### Dataset extract:
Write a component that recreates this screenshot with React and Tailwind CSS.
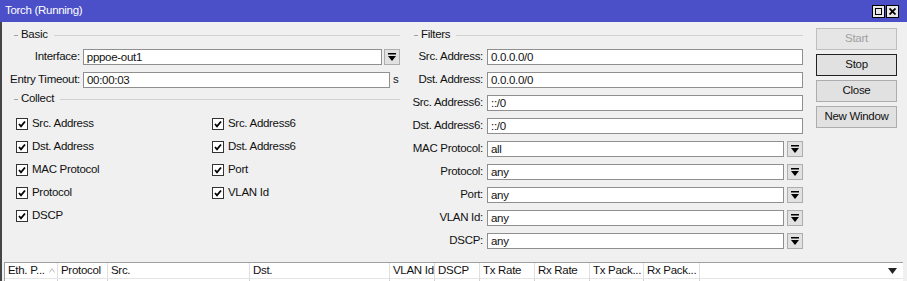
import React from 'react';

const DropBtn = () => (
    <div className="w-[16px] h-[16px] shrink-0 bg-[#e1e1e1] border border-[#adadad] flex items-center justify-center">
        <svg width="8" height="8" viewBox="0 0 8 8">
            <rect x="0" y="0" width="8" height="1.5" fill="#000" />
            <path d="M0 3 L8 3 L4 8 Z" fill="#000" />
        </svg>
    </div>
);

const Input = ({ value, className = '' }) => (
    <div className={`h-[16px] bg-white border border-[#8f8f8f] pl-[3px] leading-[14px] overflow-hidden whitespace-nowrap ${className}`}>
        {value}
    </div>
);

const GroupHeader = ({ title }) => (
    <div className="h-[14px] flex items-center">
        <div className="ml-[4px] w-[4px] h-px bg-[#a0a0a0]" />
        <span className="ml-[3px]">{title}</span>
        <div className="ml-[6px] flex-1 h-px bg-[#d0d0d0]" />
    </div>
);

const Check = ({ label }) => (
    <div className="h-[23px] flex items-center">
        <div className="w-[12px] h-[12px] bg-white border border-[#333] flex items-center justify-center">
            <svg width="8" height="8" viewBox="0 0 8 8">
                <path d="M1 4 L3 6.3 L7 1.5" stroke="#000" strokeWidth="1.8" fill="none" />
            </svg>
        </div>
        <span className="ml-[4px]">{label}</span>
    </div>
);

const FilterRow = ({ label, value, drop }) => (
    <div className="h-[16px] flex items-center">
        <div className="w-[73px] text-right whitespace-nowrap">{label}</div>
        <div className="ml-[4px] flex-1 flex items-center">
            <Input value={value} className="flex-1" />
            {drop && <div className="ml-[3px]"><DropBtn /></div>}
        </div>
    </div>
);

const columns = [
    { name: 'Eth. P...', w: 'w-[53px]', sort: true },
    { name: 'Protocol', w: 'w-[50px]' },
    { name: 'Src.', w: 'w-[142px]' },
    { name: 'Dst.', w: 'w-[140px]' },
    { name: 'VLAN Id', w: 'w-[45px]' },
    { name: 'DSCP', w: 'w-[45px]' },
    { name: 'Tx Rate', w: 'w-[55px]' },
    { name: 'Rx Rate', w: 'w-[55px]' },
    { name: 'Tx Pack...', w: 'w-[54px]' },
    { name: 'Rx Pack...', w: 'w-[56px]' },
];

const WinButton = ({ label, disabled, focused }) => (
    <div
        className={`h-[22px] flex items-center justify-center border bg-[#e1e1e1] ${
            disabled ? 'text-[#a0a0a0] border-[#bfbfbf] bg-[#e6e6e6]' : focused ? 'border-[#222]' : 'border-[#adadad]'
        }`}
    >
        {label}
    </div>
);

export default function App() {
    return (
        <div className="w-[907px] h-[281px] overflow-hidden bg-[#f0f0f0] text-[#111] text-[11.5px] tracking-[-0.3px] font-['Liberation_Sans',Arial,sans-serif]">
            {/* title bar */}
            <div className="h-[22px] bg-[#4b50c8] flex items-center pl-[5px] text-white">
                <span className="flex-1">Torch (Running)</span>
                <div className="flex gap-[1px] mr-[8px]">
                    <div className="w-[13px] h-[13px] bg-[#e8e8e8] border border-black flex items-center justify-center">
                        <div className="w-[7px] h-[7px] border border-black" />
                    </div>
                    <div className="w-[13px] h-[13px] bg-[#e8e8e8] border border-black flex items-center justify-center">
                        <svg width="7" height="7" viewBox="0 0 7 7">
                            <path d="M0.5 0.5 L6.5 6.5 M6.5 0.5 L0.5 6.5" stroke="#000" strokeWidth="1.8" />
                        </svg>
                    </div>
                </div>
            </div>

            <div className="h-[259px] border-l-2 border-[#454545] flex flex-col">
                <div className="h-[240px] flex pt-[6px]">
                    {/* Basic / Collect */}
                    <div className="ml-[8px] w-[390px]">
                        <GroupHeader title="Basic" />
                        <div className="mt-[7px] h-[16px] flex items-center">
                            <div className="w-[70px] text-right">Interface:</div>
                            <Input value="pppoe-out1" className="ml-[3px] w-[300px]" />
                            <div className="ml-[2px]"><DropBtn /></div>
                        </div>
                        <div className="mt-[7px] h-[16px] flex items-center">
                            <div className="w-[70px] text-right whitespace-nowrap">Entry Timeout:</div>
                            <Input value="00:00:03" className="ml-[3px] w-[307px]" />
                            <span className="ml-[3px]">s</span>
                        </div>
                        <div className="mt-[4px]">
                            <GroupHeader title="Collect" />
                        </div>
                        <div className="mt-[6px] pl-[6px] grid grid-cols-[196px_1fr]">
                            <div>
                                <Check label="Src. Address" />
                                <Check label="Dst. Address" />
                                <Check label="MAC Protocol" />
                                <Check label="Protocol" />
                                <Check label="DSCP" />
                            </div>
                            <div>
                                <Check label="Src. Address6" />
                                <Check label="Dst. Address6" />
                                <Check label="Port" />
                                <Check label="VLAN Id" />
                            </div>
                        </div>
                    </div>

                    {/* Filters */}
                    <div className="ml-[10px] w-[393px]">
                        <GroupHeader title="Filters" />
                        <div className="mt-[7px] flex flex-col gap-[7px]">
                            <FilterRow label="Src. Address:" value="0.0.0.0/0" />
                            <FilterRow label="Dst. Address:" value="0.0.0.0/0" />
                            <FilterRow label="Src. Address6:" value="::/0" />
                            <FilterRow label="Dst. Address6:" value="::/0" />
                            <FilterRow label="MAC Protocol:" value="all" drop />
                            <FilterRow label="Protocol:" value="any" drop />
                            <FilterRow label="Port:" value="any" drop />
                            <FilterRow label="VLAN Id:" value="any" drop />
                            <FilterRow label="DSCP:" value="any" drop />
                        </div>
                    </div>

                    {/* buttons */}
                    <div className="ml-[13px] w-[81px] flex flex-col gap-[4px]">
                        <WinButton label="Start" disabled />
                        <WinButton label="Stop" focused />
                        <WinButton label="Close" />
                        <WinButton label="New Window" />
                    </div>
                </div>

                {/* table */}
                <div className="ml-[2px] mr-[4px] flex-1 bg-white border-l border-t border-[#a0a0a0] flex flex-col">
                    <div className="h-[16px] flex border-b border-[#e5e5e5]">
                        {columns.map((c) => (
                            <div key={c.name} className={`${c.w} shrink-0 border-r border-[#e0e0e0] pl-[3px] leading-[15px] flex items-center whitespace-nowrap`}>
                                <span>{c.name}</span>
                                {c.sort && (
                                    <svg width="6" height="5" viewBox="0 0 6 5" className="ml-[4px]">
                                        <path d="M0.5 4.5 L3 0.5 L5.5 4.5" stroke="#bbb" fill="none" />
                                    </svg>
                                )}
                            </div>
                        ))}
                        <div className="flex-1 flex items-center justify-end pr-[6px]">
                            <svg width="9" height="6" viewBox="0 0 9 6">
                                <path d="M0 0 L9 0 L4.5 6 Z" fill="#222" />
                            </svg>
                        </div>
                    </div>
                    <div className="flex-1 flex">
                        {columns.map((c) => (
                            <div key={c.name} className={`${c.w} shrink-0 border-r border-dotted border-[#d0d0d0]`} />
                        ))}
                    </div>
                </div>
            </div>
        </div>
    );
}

### What is asked:
Please restate the material above line by line, exactly, beginning at its first line and ending with the line that contains "import React from 'react';", without any pictures.

### Task solution:
Write a component that recreates this screenshot with React and Tailwind CSS.
import React from 'react';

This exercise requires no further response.